Open now until 22 April 2018, the new exhibition features classic work from Ansel Adams and Agnes Warburg as well as contemporary work from Tokihiro Satō, Robert Adams and more.
Marking the 800th anniversary of the Charter of the Forest signed by King Henry III, and corresponding with the launch of the 2017 Charter for Trees, Woods and People, the V&A’s new display Into The Woods: Trees in Photography, celebrates the significance of trees in the work of photographers across the world and throughout history.
The exhibition is comprised of works from the V&A’s permanent collection as well as photographs recently transferred from the Royal Photographic Society ahead of their rehousing in the museum’s new Photography Centre in 2018. Curated by Martin Barnes, senior curator of photographs at the V&A, Into The Woods began as an impulse – “I just like trees!” – but gradually revealed itself to be the germ of a great idea. In presenting an “unbroken chronology”, he says, this exhibition tells a story of photography’s evolution and of society’s enduring relationship with trees and forests.
“The V&A has always collected pictures of trees for various reasons,” Barnes explains. “For example, in the 1850s the museum’s official photographer, Charles Thurston Thompson, was sent out to photograph the trees on the first director of the museum Henry Cole’s estate in Surrey. Art students would then copy them in the same they would copy drawings or sculptures.
“The more I thought about it,” he continues, “the more I realised how relevant a subject trees are for photography, and how well they reflect the medium itself. A tree goes through its cycle through the seasons, with a huge range of visual possibilities. They are graphically stark in the winter, lush in the summer. The basics of photography like light, form and time are reflected so well in the subject matter of trees.”

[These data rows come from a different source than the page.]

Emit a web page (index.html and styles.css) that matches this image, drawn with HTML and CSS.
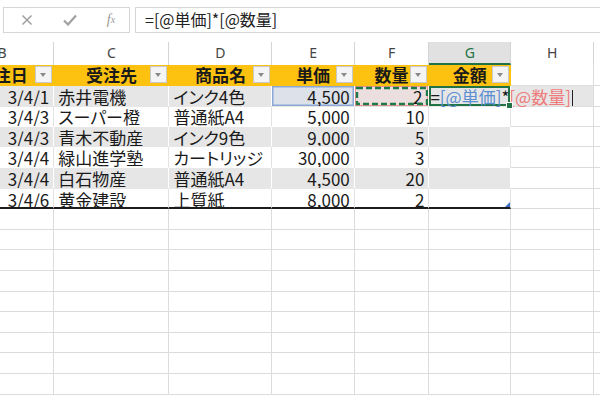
FILE: index.html
```html
<!DOCTYPE html>
<html lang="ja">
<head>
<meta charset="utf-8">
<link rel="stylesheet" href="styles.css">
</head>
<body>
<div class="formula-bar">
  <div class="fx-buttons">
    <span class="fb-icon">
      <svg width="12" height="12" viewBox="0 0 12 12"><path d="M1.5 1.5 L10.5 10.5 M10.5 1.5 L1.5 10.5" stroke="#a0a0a0" stroke-width="1.5" fill="none"/></svg>
    </span>
    <span class="fb-icon">
      <svg width="14" height="12" viewBox="0 0 14 12"><path d="M1 6.5 L5 10.5 L13 1.5" stroke="#a0a0a0" stroke-width="2.2" fill="none"/></svg>
    </span>
    <span class="fb-icon fx"><i>f</i><sub>x</sub></span>
  </div>
  <div class="fx-input">=[@単価]*[@数量]</div>
</div>

<div class="sheet">
  <div class="row col-heads">
    <div class="c ch">B</div><div class="c ch">C</div><div class="c ch">D</div><div class="c ch">E</div><div class="c ch">F</div><div class="c ch sel">G</div><div class="c ch">H</div><div class="c ch">I</div>
  </div>

  <div class="row thead">
    <div class="c th">受注日<span class="dd"></span></div>
    <div class="c th">受注先<span class="dd"></span></div>
    <div class="c th">商品名<span class="dd"></span></div>
    <div class="c th">単価<span class="dd"></span></div>
    <div class="c th">数量<span class="dd"></span></div>
    <div class="c th">金額<span class="dd"></span></div>
    <div class="c"></div><div class="c"></div>
  </div>

  <div class="row tr band">
    <div class="c td num">3/4/1</div><div class="c td">赤井電機</div><div class="c td">インク4色</div>
    <div class="c td num ref-blue">4,500</div>
    <div class="c td num ref-red">2<svg class="ants" width="74" height="20" viewBox="0 0 74 20"><rect x="2" y="2" width="70" height="16" fill="none" stroke="#1f7a4a" stroke-width="2.4" stroke-dasharray="6 3"/></svg></div>
    <div class="c td active"><span class="k">=</span><span class="rb">[@単価]</span><span class="k">*</span><span class="rr">[@数量]</span><span class="caret"></span><span class="handle"></span></div>
    <div class="c edit-over"></div><div class="c"></div>
  </div>

  <div class="row tr plain">
    <div class="c td num">3/4/3</div><div class="c td">スーパー橙</div><div class="c td">普通紙A4</div><div class="c td num">5,000</div><div class="c td num">10</div><div class="c td"></div><div class="c"></div><div class="c"></div>
  </div>
  <div class="row tr band">
    <div class="c td num">3/4/3</div><div class="c td">青木不動産</div><div class="c td">インク9色</div><div class="c td num">9,000</div><div class="c td num">5</div><div class="c td"></div><div class="c"></div><div class="c"></div>
  </div>
  <div class="row tr plain">
    <div class="c td num">3/4/4</div><div class="c td">緑山進学塾</div><div class="c td">カートリッジ</div><div class="c td num">30,000</div><div class="c td num">3</div><div class="c td"></div><div class="c"></div><div class="c"></div>
  </div>
  <div class="row tr band">
    <div class="c td num">3/4/4</div><div class="c td">白石物産</div><div class="c td">普通紙A4</div><div class="c td num">4,500</div><div class="c td num">20</div><div class="c td"></div><div class="c"></div><div class="c"></div>
  </div>
  <div class="row tr plain last">
    <div class="c td num">3/4/6</div><div class="c td">黄金建設</div><div class="c td">上質紙</div><div class="c td num">8,000</div><div class="c td num">2</div><div class="c td corner"></div><div class="c"></div><div class="c"></div>
  </div>

  <div class="row"><div class="c"></div><div class="c"></div><div class="c"></div><div class="c"></div><div class="c"></div><div class="c"></div><div class="c"></div><div class="c"></div></div>
  <div class="row"><div class="c"></div><div class="c"></div><div class="c"></div><div class="c"></div><div class="c"></div><div class="c"></div><div class="c"></div><div class="c"></div></div>
  <div class="row"><div class="c"></div><div class="c"></div><div class="c"></div><div class="c"></div><div class="c"></div><div class="c"></div><div class="c"></div><div class="c"></div></div>
  <div class="row"><div class="c"></div><div class="c"></div><div class="c"></div><div class="c"></div><div class="c"></div><div class="c"></div><div class="c"></div><div class="c"></div></div>
  <div class="row"><div class="c"></div><div class="c"></div><div class="c"></div><div class="c"></div><div class="c"></div><div class="c"></div><div class="c"></div><div class="c"></div></div>
  <div class="row"><div class="c"></div><div class="c"></div><div class="c"></div><div class="c"></div><div class="c"></div><div class="c"></div><div class="c"></div><div class="c"></div></div>
  <div class="row"><div class="c"></div><div class="c"></div><div class="c"></div><div class="c"></div><div class="c"></div><div class="c"></div><div class="c"></div><div class="c"></div></div>
  <div class="row"><div class="c"></div><div class="c"></div><div class="c"></div><div class="c"></div><div class="c"></div><div class="c"></div><div class="c"></div><div class="c"></div></div>
  <div class="row"><div class="c"></div><div class="c"></div><div class="c"></div><div class="c"></div><div class="c"></div><div class="c"></div><div class="c"></div><div class="c"></div></div>
</div>
</body>
</html>
```

FILE: styles.css
```css
html, body {
  margin: 0;
  padding: 0;
  background: #ffffff;
}
body {
  width: 600px;
  height: 400px;
  overflow: hidden;
  font-family: "Noto Sans CJK JP", "Noto Sans", sans-serif;
  color: #1a1a1a;
}

/* formula bar */
.formula-bar {
  display: flex;
  gap: 5px;
  padding: 7px 0 0 3px;
  height: 42px;
  box-sizing: border-box;
}
.fx-buttons {
  width: 127px;
  height: 26px;
  box-sizing: border-box;
  border: 1px solid #d6d6d6;
  display: flex;
  align-items: center;
  padding-left: 16px;
  gap: 29px;
}
.fb-icon {
  display: flex;
  align-items: center;
  justify-content: center;
  width: 14px;
  height: 14px;
}
.fx {
  font-family: "Liberation Serif", serif;
  color: #9a9a9a;
  font-size: 14px;
  line-height: 14px;
  margin-left: -2px;
}
.fx i { font-style: italic; }
.fx sub {
  font-size: 10px;
  font-style: italic;
  vertical-align: -2px;
}
.fx-input {
  flex: 1;
  height: 26px;
  box-sizing: border-box;
  border: 1px solid #d6d6d6;
  border-right: none;
  padding-left: 9px;
  font-size: 16px;
  line-height: 23px;
  color: #222;
  white-space: nowrap;
}

/* sheet grid */
.sheet {
  margin-left: -49px;
}
.row {
  display: grid;
  grid-template-columns: 103.3px 115.2px 103px 82.3px 74.6px 81.9px 83px 80px;
  height: 20.6px;
}
.c {
  position: relative;
  box-sizing: border-box;
  border-right: 1px solid #dcdcdc;
  border-bottom: 1px solid #dcdcdc;
  padding: 1px 3px 0 4px;
  font-size: 17px;
  line-height: 19px;
  white-space: nowrap;
  overflow: hidden;
  font-feature-settings: "palt";
}
.num {
  text-align: right;
  padding-right: 4px;
}

/* column headers */
.col-heads {
  height: 23px;
}
.ch {
  text-align: center;
  font-family: "Noto Sans", sans-serif;
  font-size: 14px;
  line-height: 22px;
  color: #444;
  padding: 0;
  border-bottom: none;
  border-right-color: #d4d4d4;
}
.ch.sel {
  background: #e1e1e1;
  color: #217346;
  border-bottom: 2px solid #217346;
  line-height: 21px;
}

/* table header */
.th {
  background: #fcc20f;
  border-right-color: #fcc20f;
  border-bottom-color: #fcc20f;
  font-weight: bold;
  text-align: center;
  padding: 0;
  line-height: 20px;
  font-feature-settings: normal;
}
.dd {
  position: absolute;
  right: 1px;
  top: 1px;
  width: 17px;
  height: 17px;
  box-sizing: border-box;
  background: #f4f4f4;
  border: 1px solid #c9c9c9;
}
.dd::after {
  content: "";
  position: absolute;
  left: 4px;
  top: 6px;
  border-left: 3.5px solid transparent;
  border-right: 3.5px solid transparent;
  border-top: 4px solid #8a8a8a;
}

/* table body rows */
.band .td {
  background: #e6e6e6;
  border-right-color: #ffffff;
  border-bottom-color: #e6e6e6;
}
.plain .td {
  border-right-color: #e2e2e2;
  border-bottom-color: #ffffff;
}
.last .td {
  border-bottom: 2px solid #1c1c1c;
}

/* active row decorations */
.band .ref-blue {
  background: #dde2ea;
  box-shadow: inset 0 0 0 1.5px #8ba7d6;
}
.band .ref-red {
  background: #ebdede;
  box-shadow: inset 0 0 0 1px #ee9090;
  padding-right: 6px;
}
.ants {
  position: absolute;
  left: 0;
  top: 0;
}
.band .active {
  overflow: visible;
  z-index: 2;
  padding-left: 1px;
  font-feature-settings: normal;
  box-shadow: inset 0 0 0 2px #217346;
}
.band .edit-over {
  background: #e6e6e6;
}
.k { color: #1a1a1a; }
.rb { color: #5b8fd1; }
.rr { color: #ee7a7a; }
.caret {
  display: inline-block;
  width: 1px;
  height: 16px;
  margin-left: 1px;
  background: #222;
  vertical-align: -2px;
}
.handle {
  position: absolute;
  right: -3px;
  bottom: -3px;
  width: 5px;
  height: 5px;
  background: #217346;
  border: 1px solid #ffffff;
}
.corner::after {
  content: "";
  position: absolute;
  right: 0;
  bottom: 0;
  border-left: 5px solid transparent;
  border-bottom: 5px solid #3f6fc4;
}
```
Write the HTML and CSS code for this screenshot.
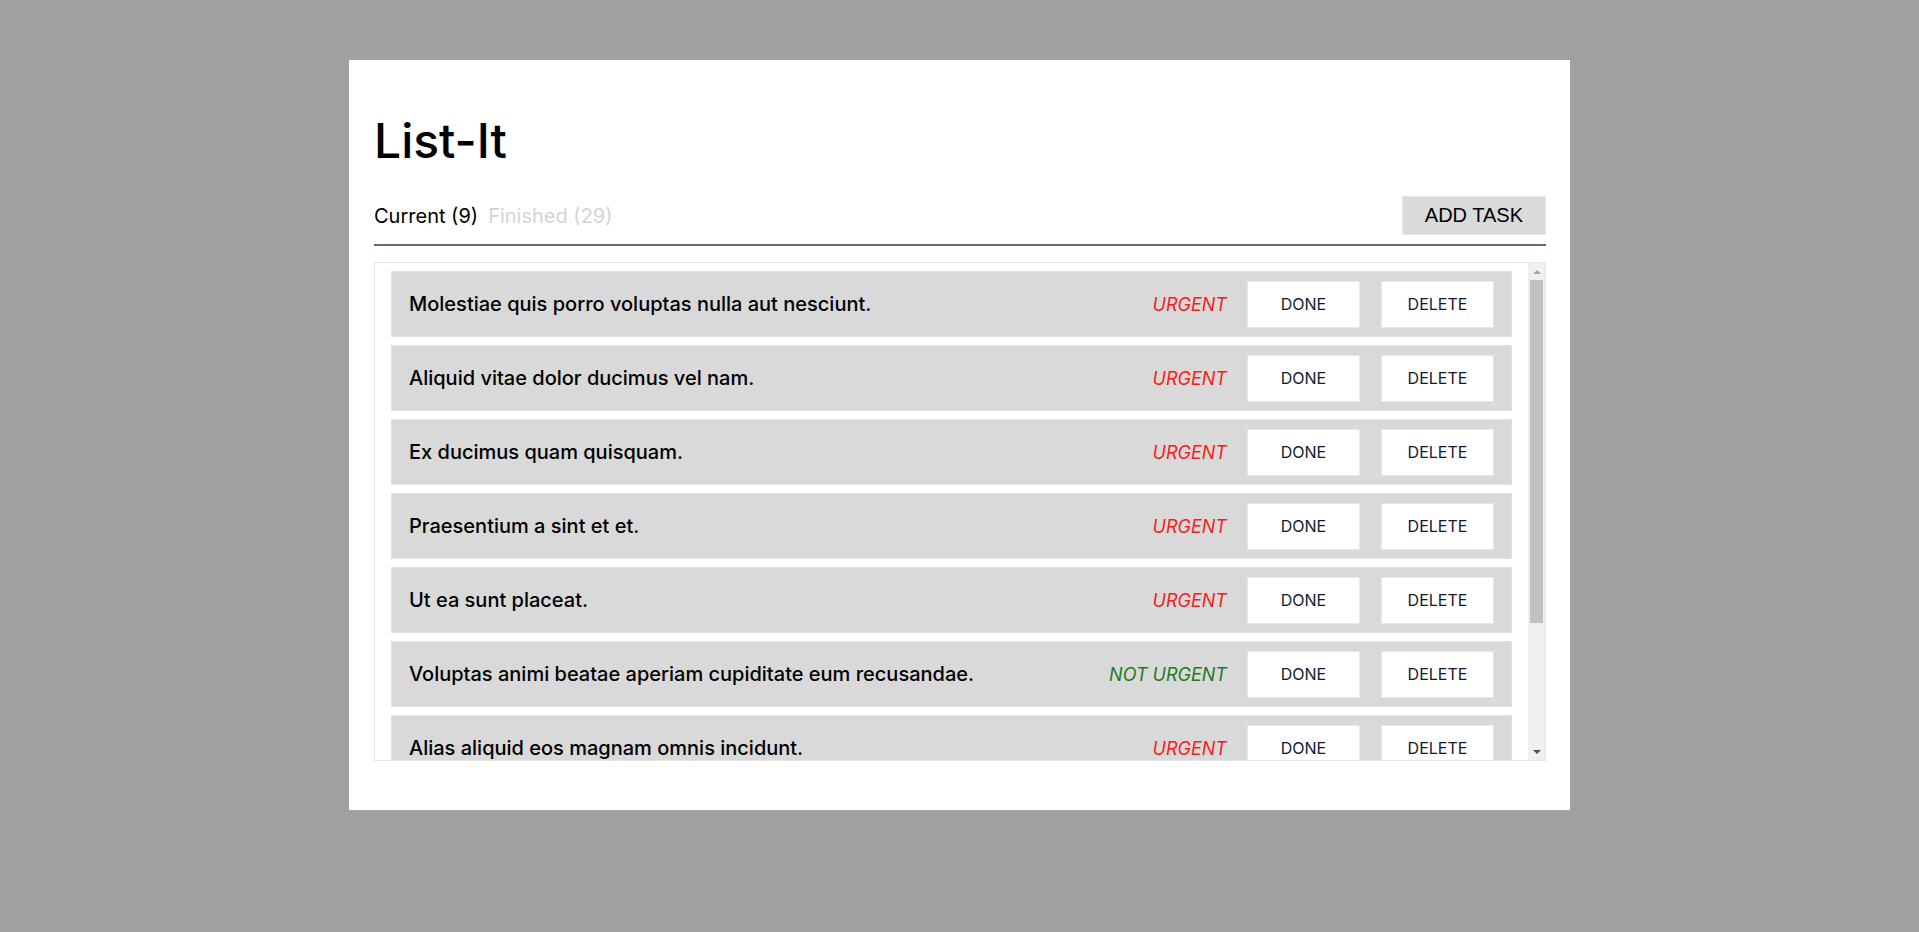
FILE: index.html
```html
<!DOCTYPE html>
<html lang="en">
<head>
<meta charset="utf-8">
<title>List-It</title>
<link rel="stylesheet" href="styles.css">
</head>
<body>
<main class="card">
  <h1 class="title">List-It</h1>
  <div class="header">
    <nav class="tabs">
      <span class="tab tab-active">Current (9)</span>
      <span class="tab tab-inactive">Finished (29)</span>
    </nav>
    <button class="add-btn">ADD TASK</button>
  </div>
  <div class="list-box">
    <ul class="list">
      <li class="row"><span class="task">Molestiae quis porro voluptas nulla aut nesciunt.</span><span class="prio urgent">URGENT</span><button class="act">DONE</button><button class="act">DELETE</button></li>
      <li class="row"><span class="task">Aliquid vitae dolor ducimus vel nam.</span><span class="prio urgent">URGENT</span><button class="act">DONE</button><button class="act">DELETE</button></li>
      <li class="row"><span class="task">Ex ducimus quam quisquam.</span><span class="prio urgent">URGENT</span><button class="act">DONE</button><button class="act">DELETE</button></li>
      <li class="row"><span class="task">Praesentium a sint et et.</span><span class="prio urgent">URGENT</span><button class="act">DONE</button><button class="act">DELETE</button></li>
      <li class="row"><span class="task">Ut ea sunt placeat.</span><span class="prio urgent">URGENT</span><button class="act">DONE</button><button class="act">DELETE</button></li>
      <li class="row"><span class="task">Voluptas animi beatae aperiam cupiditate eum recusandae.</span><span class="prio not-urgent">NOT URGENT</span><button class="act">DONE</button><button class="act">DELETE</button></li>
      <li class="row"><span class="task">Alias aliquid eos magnam omnis incidunt.</span><span class="prio urgent">URGENT</span><button class="act">DONE</button><button class="act">DELETE</button></li>
      <li class="row"><span class="task">Quia tempora et quo.</span><span class="prio not-urgent">NOT URGENT</span><button class="act">DONE</button><button class="act">DELETE</button></li>
      <li class="row"><span class="task">Et sed consequatur dolores.</span><span class="prio urgent">URGENT</span><button class="act">DONE</button><button class="act">DELETE</button></li>
    </ul>
    <div class="scrollbar" aria-hidden="true">
      <div class="sb-btn"><span class="arrow-up"></span></div>
      <div class="sb-track"><div class="sb-thumb"></div></div>
      <div class="sb-btn"><span class="arrow-down"></span></div>
    </div>
  </div>
</main>
</body>
</html>
```
FILE: styles.css
```css
html, body {
  margin: 0;
  padding: 0;
}
body {
  background: #a0a0a0;
  font-family: Inter, "Noto Sans", sans-serif;
  min-height: 932px;
}
.card {
  box-sizing: border-box;
  width: 1221px;
  height: 750px;
  margin: 60px auto 0;
  background: #ffffff;
  padding: 0 24px 0 25px;
  display: flex;
  flex-direction: column;
}
.title {
  margin: 51px 0 0;
  font-size: 48px;
  line-height: 60px;
  font-weight: 500;
  color: #000;
}
.header {
  margin-top: 25px;
  display: flex;
  align-items: center;
  justify-content: space-between;
  padding-bottom: 9px;
  border-bottom: 2px solid #5f6b80;
}
.tabs {
  display: flex;
  gap: 10px;
  font-size: 20px;
  line-height: 24px;
}
.tab-active { color: #000; }
.tab-inactive { color: #d4d4d4; }
.add-btn {
  box-sizing: border-box;
  height: 39px;
  padding: 0 22px;
  background: #dadada;
  border: 1px solid #e6e6e6;
  font-family: "Liberation Sans", Arial, sans-serif;
  font-size: 20px;
  color: #000;
}
.list-box {
  margin-top: 16px;
  box-sizing: border-box;
  height: 499px;
  border: 1px solid #e6e6e6;
  display: flex;
}
.list {
  flex: 1;
  list-style: none;
  margin: 0;
  padding: 8px 16px 0 16px;
  overflow: hidden;
  display: flex;
  flex-direction: column;
  gap: 8px;
}
.scrollbar {
  width: 17px;
  flex: 0 0 17px;
  background: #f0f0f0;
  display: flex;
  flex-direction: column;
}
.sb-btn {
  height: 17px;
  flex: 0 0 17px;
  display: flex;
  align-items: center;
  justify-content: center;
}
.arrow-up {
  width: 0;
  height: 0;
  border-left: 4px solid transparent;
  border-right: 4px solid transparent;
  border-bottom: 4px solid #a3a3a3;
}
.arrow-down {
  width: 0;
  height: 0;
  border-left: 4px solid transparent;
  border-right: 4px solid transparent;
  border-top: 4px solid #505050;
}
.sb-track {
  flex: 1;
  padding: 0 2px;
}
.sb-thumb {
  height: 343px;
  background: #c1c1c1;
}
.row {
  flex: 0 0 auto;
  box-sizing: border-box;
  height: 66px;
  display: flex;
  align-items: center;
  background: #d9d9d9;
  border: 1px solid #e2e2e2;
  padding: 0 17px 0 17px;
}
.task {
  flex: 1;
  font-size: 20px;
  font-weight: 500;
  color: #000;
  white-space: nowrap;
}
.prio {
  font-size: 18px;
  font-style: italic;
  margin-right: 20px;
}
.urgent { color: #ff1a1a; }
.not-urgent { color: #1f7a1f; }
.act {
  box-sizing: border-box;
  width: 113px;
  height: 47px;
  background: #fff;
  border: 1px solid #e8e8e8;
  font-family: Inter, "Noto Sans", sans-serif;
  font-size: 16px;
  color: #14182e;
  padding: 0;
}
.act + .act { margin-left: 21px; }
```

As he explored the various selections of tree photographs the museum had gathered through the years and examined them within that context, Barnes started to notice patterns and ideas emerging. “Once you start to gather a theme like that you begin to see the images differently,” he remarks. “There is, for example, a photograph by Cartier-Bresson in there, but you’d never have thought of him as a nature or landscape photographer. Introducing a simple theme like this shifts the emphasis.
“Trees have always stood for nature as a whole,” he says. “They become emblematic of regions, cultures and states of mind. Rather than just being illustrative of botanics or illustrative of a place then, you start being able to read a photographer’s emotions and character in the subject matter. There’s huge variety in this one subject.”
The exhibition features work from a variety of eras and landscapes, from the historic work of Johann Carl Enslen, Edward Steichen and Lady Clementina Hawarden to 20th and 21st century work from the likes of Robert Adams, Simone Nieweg, John Davies, and Tokihiro Satō, and ranges from practical photography and botanic illustration to work that is much more experimental.
“Much of it is about personal creative expression and how the subject allows artistic photographers to express their ideas,” he says. “For example, I love the images we have by Tokihiro Satō. He sets up a camera with long exposure in the woods and moves in front of it with a small hand held mirror. He uses that to reflect light back into the lens, momentarily blinding the camera. It creates these little spots of light that look like fireflies or something otherworldly. It’s a wonderful use of long exposure and analogue technology that creates something that looks natural and magical.”
Of course, despite its multi-faceted purpose and appeal, the environmental slant of the exhibition is also not lost on Barnes. Given its correlation with the new Tree Charter, launched on 06 November to protect the UK’s forests, it seems there’s never been a better time to venture into the woods.
“It’s all about giving us a chance to think about what trees do for us,” he concludes. “Be it for our sense of wellbeing, for art, or for controlling the quality of the air. It’s an opportunity to show them off, and to remind us all that we shouldn’t take them for granted.”